My Mother's Manti Pot

Relationship: Child of im/migrant
Uzbeki manti - Source: Adobe (Licensed)
Uzbeki manti - Source: Adobe (Licensed)

 My mother makes manti at every family event, a traditionally Turkish dish that melted into the diverse culture of Uzbekistan. Manti are the centerpiece of the table and the representation of proud labor, love and respect, involving an intensive 4 hours of making several dozen individually formed large dumplings stuffed with lamb, beef or pumpkin. My mother immigrated to America from Uzbekistan in the 1990s, and as a symbol of her loving, hard working character, she brought over her 70 year old manti pot passed down to her by her grandmother, who taught her the secrets of the dish. She apprenticed in her kitchen the few times a year where the women of her family gathered to work on this dish together, community being integral to their Muslim culture.

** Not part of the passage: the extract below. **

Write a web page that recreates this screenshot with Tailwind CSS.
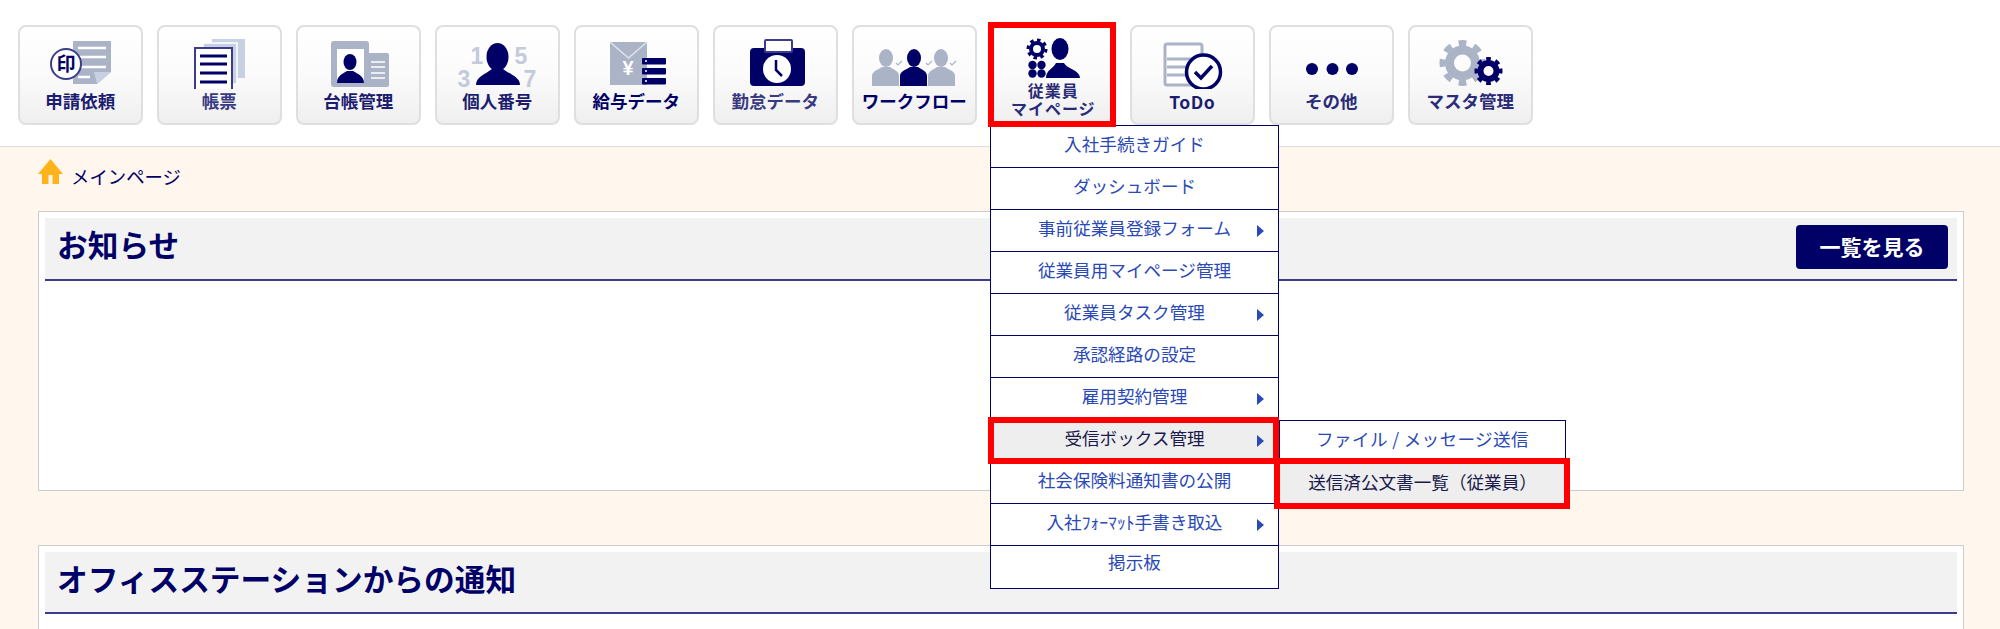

Manti would be served as a symbol of respect for guests - the smaller, the more respect they represented - and the community behind it made it even more special. To this day, thousands of miles away, she serves this dish with immense pride. She feels her community with her every time and blesses us with the secret ingredients of love and a predictable amount of salt – a lot if last time was too little, less if last time sour cream had to balance out the flavor. She considers every detail, and every time I bite into this mouthwatering dish, I know it pays off. There is a passion instilled in the dishes of my culture passed down from generation to generation and I hope to keep the tradition going as a first generation American.